No obstante, cuando la abstracción empieza a asentarse más en las tendencias del arte, nuestro hermético artista consigue flexibilizarse en las últimas dos décadas de su vida, pintando caras más geométricas y menos realistas. Pero también porque su interioridad avanzó en una serie de meditaciones sobre el infinito, el universo y la frontera entre lo humano y lo divino. «La cara no es solo la cara, sino todo el cosmos […]. En la cara se manifiesta el universo», explicaba. En esta etapa las formas se simplifican cada vez más y se reducen a pocas líneas. De este modo profundiza en un recuerdo de la cruz de Cristo, haciendo una fusión formal entre cara y cruz.

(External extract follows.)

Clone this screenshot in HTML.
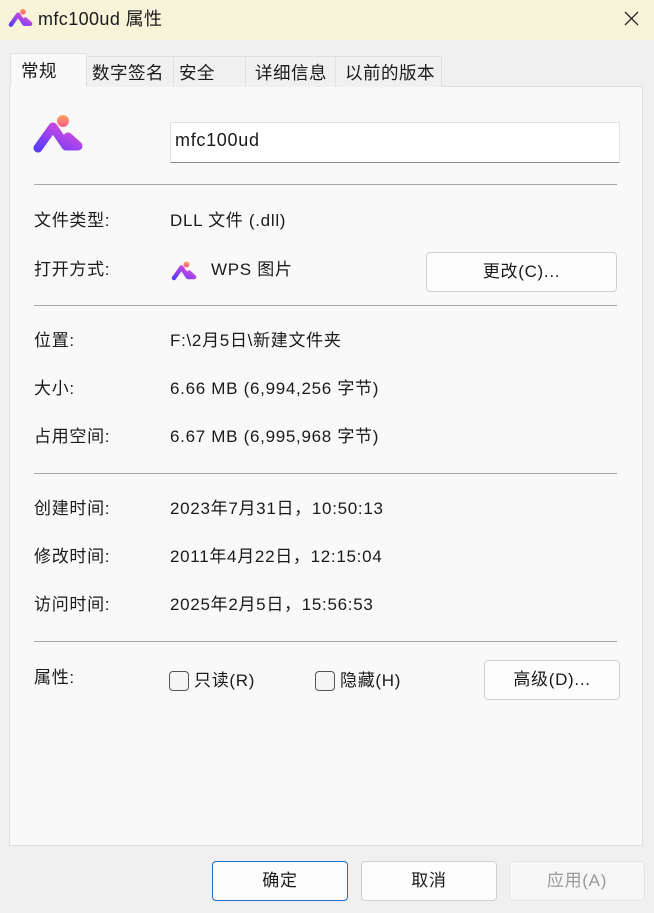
<!DOCTYPE html>
<html><head><meta charset="utf-8"><style>
*{margin:0;padding:0;box-sizing:border-box}
body{width:654px;height:913px;background:#f0f0f0;font-family:"Liberation Sans","Noto Sans CJK SC",sans-serif;font-size:17px;letter-spacing:0.7px;color:#1a1a1a;position:relative;overflow:hidden}
.a{position:absolute;white-space:nowrap;line-height:22px}
.title{left:0;top:0;width:654px;height:40px;background:#f8f4d9}
.panel{left:9px;top:86px;width:634px;height:760px;background:#f9f9f9;border:1px solid #dedede}
.tab{top:56px;height:31px;border:1px solid #e0e0e0;border-bottom:none;background:#f0f0f0;padding:5px 0 0 5px;font-size:17.5px;letter-spacing:0.5px}
.sep{left:34px;width:583px;height:1px;background:#a8a8a8}
.btn{background:#fdfdfd;border:1px solid #d0d0d0;border-radius:4px;text-align:center;padding-top:8px}
.cb{width:20px;height:20px;border:1px solid #555;border-radius:4px;background:#f5f5f5}
</style></head><body>
<div class="a title"></div>
<svg width="0" height="0" style="position:absolute"><defs><linearGradient id="g1" x1="0" y1="1" x2="1" y2="0"><stop offset="0" stop-color="#5b3dff"/><stop offset="1" stop-color="#e64bd8"/></linearGradient><linearGradient id="g2" x1="0" y1="0" x2="0" y2="1"><stop offset="0" stop-color="#ffa45c"/><stop offset="1" stop-color="#ff5a8a"/></linearGradient></defs></svg>
<svg class="a" style="left:8px;top:8px" width="26" height="20" viewBox="6 6 54 40"><circle cx="37" cy="13" r="6" fill="url(#g2)"/><path d="M12 40 L27 19 L40 38 L52 38 M42 29 L52 38" stroke="url(#g1)" stroke-width="9" fill="none" stroke-linecap="round" stroke-linejoin="round"/></svg>
<div class="a" style="left:38px;top:8px;font-size:18px;letter-spacing:0.4px">mfc100ud 属性</div>
<svg class="a" style="left:624px;top:11px" width="15" height="15"><path d="M1 1L14 14M14 1L1 14" stroke="#222" stroke-width="1.3"/></svg>
<div class="a panel"></div>
<div class="a tab" style="left:86px;width:88px">数字签名</div>
<div class="a tab" style="left:173px;width:73px">安全</div>
<div class="a tab" style="left:245px;width:91px;padding-left:9px">详细信息</div>
<div class="a tab" style="left:335px;width:107px;padding-left:9px">以前的版本</div>
<div class="a tab" style="left:10px;top:53px;height:34px;width:77px;background:#f9f9f9;padding-top:6px;padding-left:10px">常规</div>
<svg class="a" style="left:26px;top:108px" width="66" height="50" viewBox="0 0 66 50"><circle cx="37" cy="13" r="6" fill="url(#g2)"/><path d="M12 40 L27 19 L40 38 L52 38 M42 29 L52 38" stroke="url(#g1)" stroke-width="9" fill="none" stroke-linecap="round" stroke-linejoin="round"/></svg>
<div class="a" style="left:170px;top:122px;width:450px;height:41px;background:#fff;border:1px solid #e2e2e2;border-bottom:1px solid #8a8a8a;padding:5px 0 0 4px;font-size:18px;line-height:24px">mfc100ud</div>
<div class="a sep" style="top:184px"></div>
<div class="a" style="left:34px;top:210px">文件类型:</div><div class="a" style="left:170px;top:210px">DLL 文件 (.dll)</div>
<div class="a" style="left:34px;top:259px">打开方式:</div>
<svg class="a" style="left:168px;top:258px" width="33" height="25" viewBox="0 0 66 50"><circle cx="37" cy="13" r="6" fill="url(#g2)"/><path d="M12 40 L27 19 L40 38 L52 38 M42 29 L52 38" stroke="url(#g1)" stroke-width="9" fill="none" stroke-linecap="round" stroke-linejoin="round"/></svg>
<div class="a" style="left:211px;top:259px">WPS 图片</div>
<div class="a btn" style="left:426px;top:252px;width:191px;height:40px">更改(C)...</div>
<div class="a sep" style="top:305px"></div>
<div class="a" style="left:34px;top:330px">位置:</div><div class="a" style="left:170px;top:330px">F:\2月5日\新建文件夹</div>
<div class="a" style="left:34px;top:378px">大小:</div><div class="a" style="left:170px;top:378px">6.66 MB (6,994,256 字节)</div>
<div class="a" style="left:34px;top:426px">占用空间:</div><div class="a" style="left:170px;top:426px">6.67 MB (6,995,968 字节)</div>
<div class="a sep" style="top:473px"></div>
<div class="a" style="left:34px;top:498px">创建时间:</div><div class="a" style="left:170px;top:498px">2023年7月31日，10:50:13</div>
<div class="a" style="left:34px;top:546px">修改时间:</div><div class="a" style="left:170px;top:546px">2011年4月22日，12:15:04</div>
<div class="a" style="left:34px;top:594px">访问时间:</div><div class="a" style="left:170px;top:594px">2025年2月5日，15:56:53</div>
<div class="a sep" style="top:641px"></div>
<div class="a" style="left:34px;top:667px">属性:</div>
<div class="a cb" style="left:169px;top:671px"></div><div class="a" style="left:194px;top:670px">只读(R)</div>
<div class="a cb" style="left:315px;top:671px"></div><div class="a" style="left:340px;top:670px">隐藏(H)</div>
<div class="a btn" style="left:484px;top:660px;width:136px;height:40px">高级(D)...</div>
<div class="a btn" style="left:212px;top:861px;width:136px;height:40px;border-color:#1e6fc8">确定</div>
<div class="a btn" style="left:361px;top:861px;width:136px;height:40px">取消</div>
<div class="a btn" style="left:509px;top:861px;width:136px;height:40px;background:#f6f6f6;border-color:#e6e6e6;color:#9a9a9a">应用(A)</div>
</body></html>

En estos años finales, su gran obsesión fue representar a Cristo doliente. Además se identificó personalmente con este tema, porque sufrió artritis durante los últimos cinco años. Tenía que pintar primero sujetando el pincel con ambas manos y más tarde atándose el pincel a la muñeca. Buscó a Dios en el arte hasta el final de su vida.